- _Supplied material_:
^^^^^^^^^^^^^^^^

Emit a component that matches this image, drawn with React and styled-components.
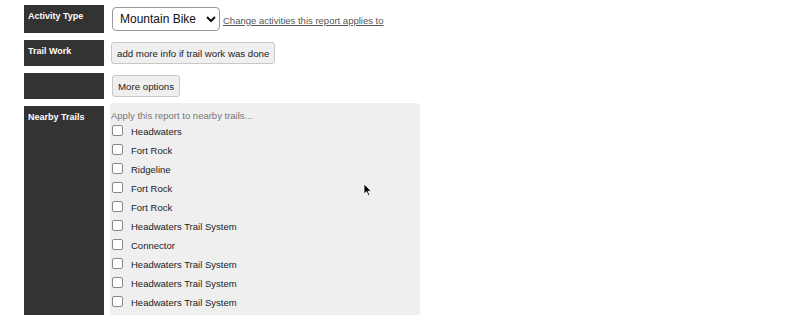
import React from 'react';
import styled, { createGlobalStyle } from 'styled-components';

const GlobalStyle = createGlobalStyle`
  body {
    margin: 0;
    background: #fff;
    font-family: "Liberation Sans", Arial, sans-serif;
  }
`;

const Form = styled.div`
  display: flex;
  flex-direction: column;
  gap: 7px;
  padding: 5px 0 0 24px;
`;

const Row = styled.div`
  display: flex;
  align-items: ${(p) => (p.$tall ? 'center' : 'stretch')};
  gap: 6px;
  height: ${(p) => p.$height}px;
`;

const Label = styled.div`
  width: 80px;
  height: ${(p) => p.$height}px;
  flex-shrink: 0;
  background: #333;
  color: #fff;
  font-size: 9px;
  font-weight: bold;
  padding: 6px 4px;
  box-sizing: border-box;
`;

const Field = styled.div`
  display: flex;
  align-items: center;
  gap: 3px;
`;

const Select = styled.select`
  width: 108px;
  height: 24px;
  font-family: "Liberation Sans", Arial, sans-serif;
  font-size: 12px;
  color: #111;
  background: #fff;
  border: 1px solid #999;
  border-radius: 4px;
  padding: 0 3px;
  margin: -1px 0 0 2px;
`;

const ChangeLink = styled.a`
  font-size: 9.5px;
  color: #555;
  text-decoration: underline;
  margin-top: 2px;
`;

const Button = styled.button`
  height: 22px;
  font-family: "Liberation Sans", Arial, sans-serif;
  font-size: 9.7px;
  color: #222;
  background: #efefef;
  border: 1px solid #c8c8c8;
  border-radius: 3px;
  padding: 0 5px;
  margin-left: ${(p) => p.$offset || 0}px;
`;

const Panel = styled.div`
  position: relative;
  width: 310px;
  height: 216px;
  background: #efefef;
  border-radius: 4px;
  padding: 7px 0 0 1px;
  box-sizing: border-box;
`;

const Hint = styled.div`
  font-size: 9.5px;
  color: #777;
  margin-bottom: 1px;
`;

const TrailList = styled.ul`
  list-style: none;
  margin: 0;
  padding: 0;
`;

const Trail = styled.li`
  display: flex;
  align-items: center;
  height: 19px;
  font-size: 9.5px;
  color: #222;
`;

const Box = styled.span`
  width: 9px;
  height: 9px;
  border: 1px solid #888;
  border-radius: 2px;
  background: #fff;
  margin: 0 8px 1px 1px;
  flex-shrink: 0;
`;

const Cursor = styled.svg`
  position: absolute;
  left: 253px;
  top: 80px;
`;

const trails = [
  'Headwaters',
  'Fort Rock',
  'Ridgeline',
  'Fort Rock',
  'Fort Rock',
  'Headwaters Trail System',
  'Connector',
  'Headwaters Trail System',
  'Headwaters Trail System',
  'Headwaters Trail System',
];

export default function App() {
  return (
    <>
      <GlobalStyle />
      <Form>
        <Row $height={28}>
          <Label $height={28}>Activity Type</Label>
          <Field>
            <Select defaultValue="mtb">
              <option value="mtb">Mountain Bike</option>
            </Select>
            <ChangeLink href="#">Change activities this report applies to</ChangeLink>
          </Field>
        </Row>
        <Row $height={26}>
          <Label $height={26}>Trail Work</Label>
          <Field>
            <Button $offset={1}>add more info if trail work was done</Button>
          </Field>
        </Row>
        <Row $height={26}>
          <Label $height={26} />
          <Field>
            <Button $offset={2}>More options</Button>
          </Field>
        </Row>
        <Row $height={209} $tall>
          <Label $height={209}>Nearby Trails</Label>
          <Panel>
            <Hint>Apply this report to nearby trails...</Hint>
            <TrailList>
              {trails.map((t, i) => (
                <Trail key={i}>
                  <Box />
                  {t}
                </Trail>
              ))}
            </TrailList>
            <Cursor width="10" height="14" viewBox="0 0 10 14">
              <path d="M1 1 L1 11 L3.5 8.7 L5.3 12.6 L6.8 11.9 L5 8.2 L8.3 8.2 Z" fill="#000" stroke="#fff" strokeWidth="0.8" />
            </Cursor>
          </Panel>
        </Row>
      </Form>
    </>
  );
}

^^^^^^^^^^^^^^^^

Replicate the material above verbatim; images stay out of the copy.

Emit a component that matches this image, drawn with React and styled-components.
import React from 'react';
import styled, { createGlobalStyle } from 'styled-components';

const GlobalStyle = createGlobalStyle`
  body {
    margin: 0;
    background: #fff;
    font-family: "Liberation Sans", Arial, sans-serif;
  }
`;

const Form = styled.div`
  display: flex;
  flex-direction: column;
  gap: 7px;
  padding: 5px 0 0 24px;
`;

const Row = styled.div`
  display: flex;
  align-items: ${(p) => (p.$tall ? 'center' : 'stretch')};
  gap: 6px;
  height: ${(p) => p.$height}px;
`;

const Label = styled.div`
  width: 80px;
  height: ${(p) => p.$height}px;
  flex-shrink: 0;
  background: #333;
  color: #fff;
  font-size: 9px;
  font-weight: bold;
  padding: 6px 4px;
  box-sizing: border-box;
`;

const Field = styled.div`
  display: flex;
  align-items: center;
  gap: 3px;
`;

const Select = styled.select`
  width: 108px;
  height: 24px;
  font-family: "Liberation Sans", Arial, sans-serif;
  font-size: 12px;
  color: #111;
  background: #fff;
  border: 1px solid #999;
  border-radius: 4px;
  padding: 0 3px;
  margin: -1px 0 0 2px;
`;

const ChangeLink = styled.a`
  font-size: 9.5px;
  color: #555;
  text-decoration: underline;
  margin-top: 2px;
`;

const Button = styled.button`
  height: 22px;
  font-family: "Liberation Sans", Arial, sans-serif;
  font-size: 9.7px;
  color: #222;
  background: #efefef;
  border: 1px solid #c8c8c8;
  border-radius: 3px;
  padding: 0 5px;
  margin-left: ${(p) => p.$offset || 0}px;
`;

const Panel = styled.div`
  position: relative;
  width: 310px;
  height: 216px;
  background: #efefef;
  border-radius: 4px;
  padding: 7px 0 0 1px;
  box-sizing: border-box;
`;

const Hint = styled.div`
  font-size: 9.5px;
  color: #777;
  margin-bottom: 1px;
`;

const TrailList = styled.ul`
  list-style: none;
  margin: 0;
  padding: 0;
`;

const Trail = styled.li`
  display: flex;
  align-items: center;
  height: 19px;
  font-size: 9.5px;
  color: #222;
`;

const Box = styled.span`
  width: 9px;
  height: 9px;
  border: 1px solid #888;
  border-radius: 2px;
  background: #fff;
  margin: 0 8px 1px 1px;
  flex-shrink: 0;
`;

const Cursor = styled.svg`
  position: absolute;
  left: 253px;
  top: 80px;
`;

const trails = [
  'Headwaters',
  'Fort Rock',
  'Ridgeline',
  'Fort Rock',
  'Fort Rock',
  'Headwaters Trail System',
  'Connector',
  'Headwaters Trail System',
  'Headwaters Trail System',
  'Headwaters Trail System',
];

export default function App() {
  return (
    <>
      <GlobalStyle />
      <Form>
        <Row $height={28}>
          <Label $height={28}>Activity Type</Label>
          <Field>
            <Select defaultValue="mtb">
              <option value="mtb">Mountain Bike</option>
            </Select>
            <ChangeLink href="#">Change activities this report applies to</ChangeLink>
          </Field>
        </Row>
        <Row $height={26}>
          <Label $height={26}>Trail Work</Label>
          <Field>
            <Button $offset={1}>add more info if trail work was done</Button>
          </Field>
        </Row>
        <Row $height={26}>
          <Label $height={26} />
          <Field>
            <Button $offset={2}>More options</Button>
          </Field>
        </Row>
        <Row $height={209} $tall>
          <Label $height={209}>Nearby Trails</Label>
          <Panel>
            <Hint>Apply this report to nearby trails...</Hint>
            <TrailList>
              {trails.map((t, i) => (
                <Trail key={i}>
                  <Box />
                  {t}
                </Trail>
              ))}
            </TrailList>
            <Cursor width="10" height="14" viewBox="0 0 10 14">
              <path d="M1 1 L1 11 L3.5 8.7 L5.3 12.6 L6.8 11.9 L5 8.2 L8.3 8.2 Z" fill="#000" stroke="#fff" strokeWidth="0.8" />
            </Cursor>
          </Panel>
        </Row>
      </Form>
    </>
  );
}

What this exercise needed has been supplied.